Background: Benzodiazepine abuse and dependence have been recognized and widely discussed for more than 40 years. With more than 230 million daily doses prescribed in Germany per year, the burden of reimbursement on the statutory health insurance carriers is high, albeit with a slight decline from year to year. At present, about 50% of all prescriptions in Germany are issued privately, even for patients who have statutory health insurance.
Methods: We selectively review the literature on the epidemiology and treatment of benzodiazepine dependence and abuse in Germany.
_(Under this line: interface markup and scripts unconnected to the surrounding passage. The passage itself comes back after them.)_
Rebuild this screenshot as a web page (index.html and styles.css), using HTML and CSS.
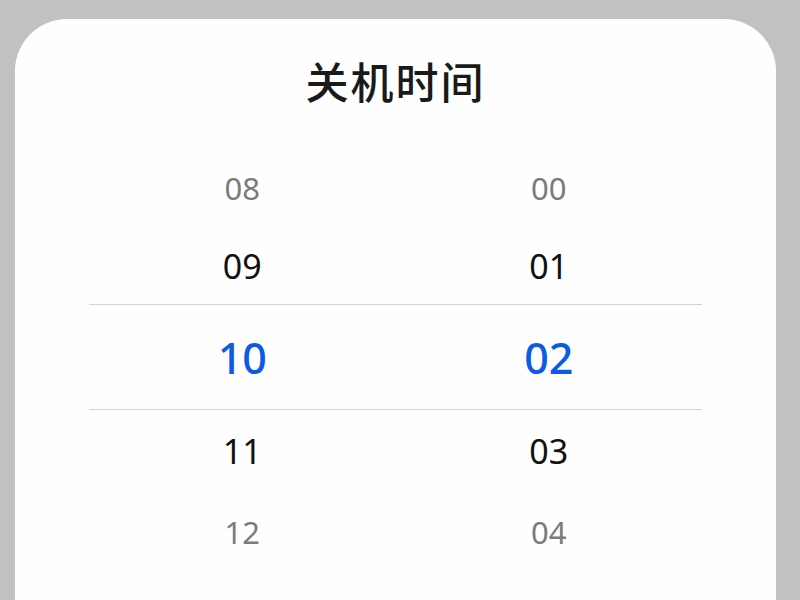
FILE: index.html
```html
<!DOCTYPE html>
<html lang="zh-CN">
<head>
    <meta charset="UTF-8">
    <meta name="viewport" content="width=device-width, initial-scale=1.0">
    <title>关机时间</title>
    <link rel="stylesheet" href="styles.css">
</head>
<body>
    <div class="dialog">
        <h1 class="dialog-title">关机时间</h1>
        <div class="picker">
            <div class="picker-row far">
                <span>08</span>
                <span>00</span>
            </div>
            <div class="picker-row near top">
                <span>09</span>
                <span>01</span>
            </div>
            <div class="picker-row selected">
                <span>10</span>
                <span>02</span>
            </div>
            <div class="picker-row near bottom">
                <span>11</span>
                <span>03</span>
            </div>
            <div class="picker-row far">
                <span>12</span>
                <span>04</span>
            </div>
        </div>
    </div>
</body>
</html>
```

FILE: styles.css
```css
html, body {
    height: 100%;
}
body {
    margin: 0;
    padding: 19px 24px 0 15px;
    box-sizing: border-box;
    background-color: #c0c1c2;
    font-family: "Noto Sans", "Noto Sans CJK SC", sans-serif;
    overflow: hidden;
}
.dialog {
    box-sizing: border-box;
    background-color: #fefefe;
    border-radius: 52px 52px 0 0;
    height: 581px;
    padding: 37px 74px 0 74px;
}
.dialog-title {
    margin: 0;
    text-align: center;
    font-family: "Noto Sans CJK SC", sans-serif;
    font-size: 43px;
    font-weight: 500;
    line-height: 48px;
    color: #1a1a1a;
    letter-spacing: 2px;
}
.picker {
    margin-top: 44px;
}
.picker-row {
    display: grid;
    grid-template-columns: 1fr 1fr;
    text-align: center;
    align-items: center;
}
.picker-row span {
    display: block;
}
.far {
    height: 80px;
    font-size: 31px;
    color: #7b7b7b;
}
.near {
    font-size: 34px;
    color: #111;
}
.near.top {
    height: 76px;
}
.near.bottom {
    height: 82px;
}
.selected {
    height: 104px;
    border-top: 1px solid #d2d2d2;
    border-bottom: 1px solid #d2d2d2;
    font-size: 43px;
    font-weight: 500;
    color: #0d5ae5;
}
```
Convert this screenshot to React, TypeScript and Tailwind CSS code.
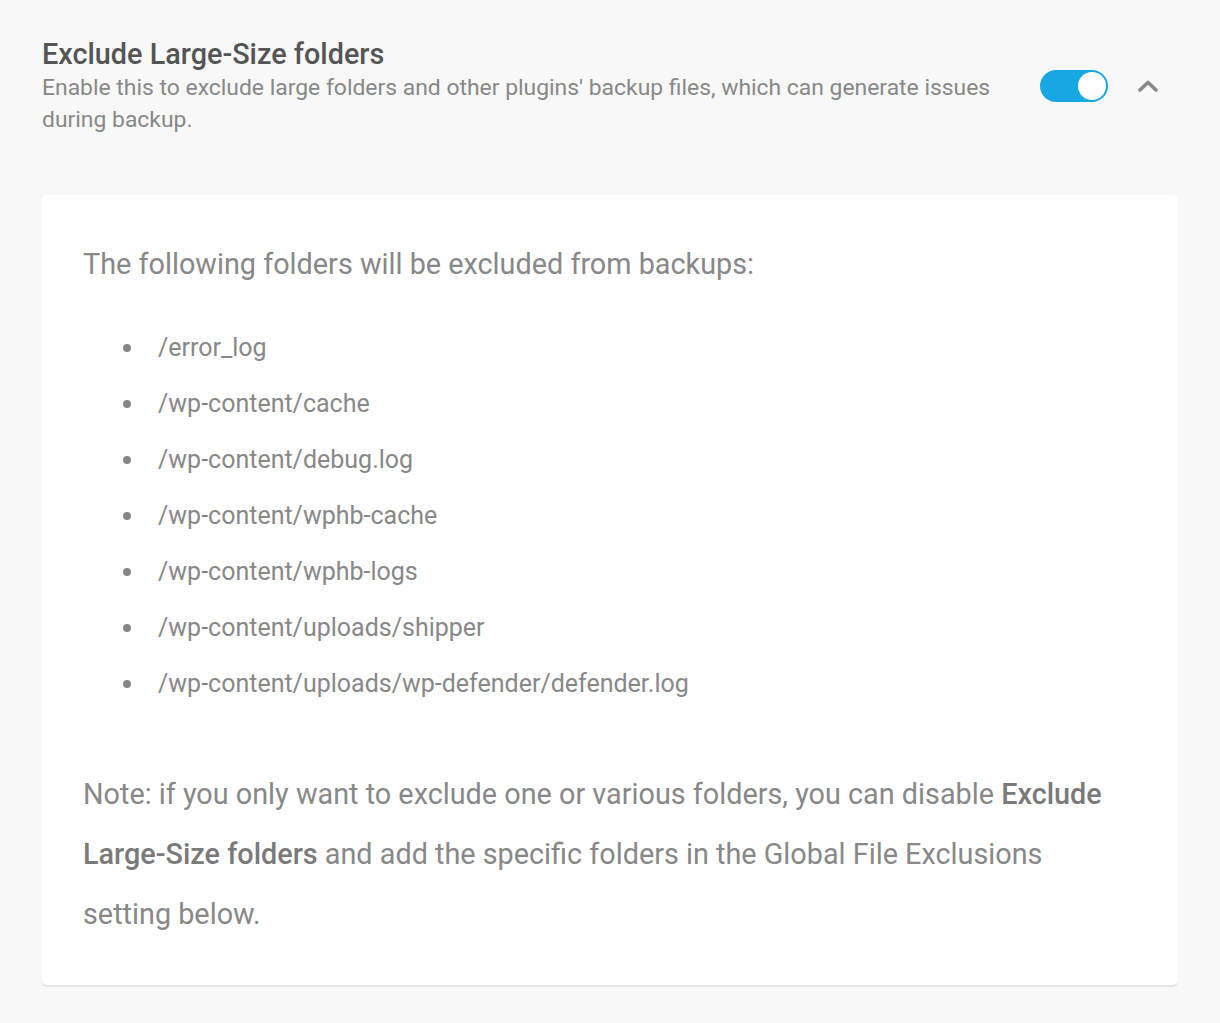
const folders = [
  '/error_log',
  '/wp-content/cache',
  '/wp-content/debug.log',
  '/wp-content/wphb-cache',
  '/wp-content/wphb-logs',
  '/wp-content/uploads/shipper',
  '/wp-content/uploads/wp-defender/defender.log',
];

export default function App() {
  return (
    <div
      className="min-h-[1023px] bg-[#f8f8f8] px-[42px] pt-[36px] text-[#888888]"
      style={{ fontFamily: 'Roboto, "Noto Sans", sans-serif' }}
    >
      {/* Header */}
      <div className="flex items-center">
        <div className="flex-1 mr-[30px]">
          <h2 className="text-[28.8px] leading-[36px] font-medium text-[#555555]">
            Exclude Large-Size folders
          </h2>
          <p className="text-[22.9px] leading-[32px] text-[#888888]">
            Enable this to exclude large folders and other plugins' backup files, which can generate issues during backup.
          </p>
        </div>
        <div className="relative w-[68px] h-[32px] rounded-full bg-[#17a8e3] shrink-0">
          <span className="absolute right-[2px] top-[2px] w-[28px] h-[28px] rounded-full bg-white" />
        </div>
        <button className="ml-[30px] mr-[20px] w-[20px] h-[12px] flex items-center justify-center">
          <svg width="20" height="12" viewBox="0 0 20 12" fill="none">
            <path d="M2 10L10 2.5L18 10" stroke="#888888" strokeWidth="3.6" strokeLinecap="round" strokeLinejoin="round" />
          </svg>
        </button>
      </div>

      {/* Card */}
      <div className="mt-[59px] bg-white rounded-[5px] shadow-[0_2px_0_#e6e6e6] px-[41px] pt-[49px] pb-[41px]">
        <p className="text-[28.8px] leading-[40px]">The following folders will be excluded from backups:</p>
        <ul className="mt-[36px]">
          {folders.map((f) => (
            <li key={f} className="flex items-center text-[25px] leading-[56px]">
              <span className="w-[8px] h-[8px] rounded-full bg-[#888888] ml-[40px] mr-[27px]" />
              {f}
            </li>
          ))}
        </ul>
        <p className="mt-[52px] text-[28.8px] leading-[60px]">
          Note: if you only want to exclude one or various folders, you can disable{' '}
          <strong className="font-medium text-[#7a7a7a]">Exclude Large-Size folders</strong> and add the specific folders in the Global File Exclusions setting below.
        </p>
      </div>
    </div>
  );
}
Results: Estimates of the number of benzodiazepine-dependent persons in Germany range from 128 000 to 1.6 million. Most estimates take no account of the large number of private prescriptions (i.e., those that are not reimbursed by the statutory health insurance scheme), while many exclude prescriptions for elderly persons, for whom these drugs are frequently prescribed. For the outpatient treatment of benzodiazepine withdrawal, it is recommended that the drug should first be switched to an equivalent dose of another benzodiazepine with an intermediate or long-acting effect; the dose should then, in general, be reduced weekly. In case of consumption of a high dose (≥ 20 mg diazepam equivalent), hospitalization and the additional administration of carbamazepine or valproic acid are recommended. Flumazenil treatment can improve with - drawal symptoms and leads to higher abstinence rates. Antidepressants should be given only if the patient is depressed. The dependence potential of nonbenzodiazepine drugs such as zolpidem and zopiclon must also be borne in mind.
Conclusion: Benzodiazepines are generally highly effective when first given, but they should generally be given only for strict indications and for a limited time. If these drugs still need to be given beyond the short term, timely referral to a specialist is indicated, and possibly also contact with the addiction aid system.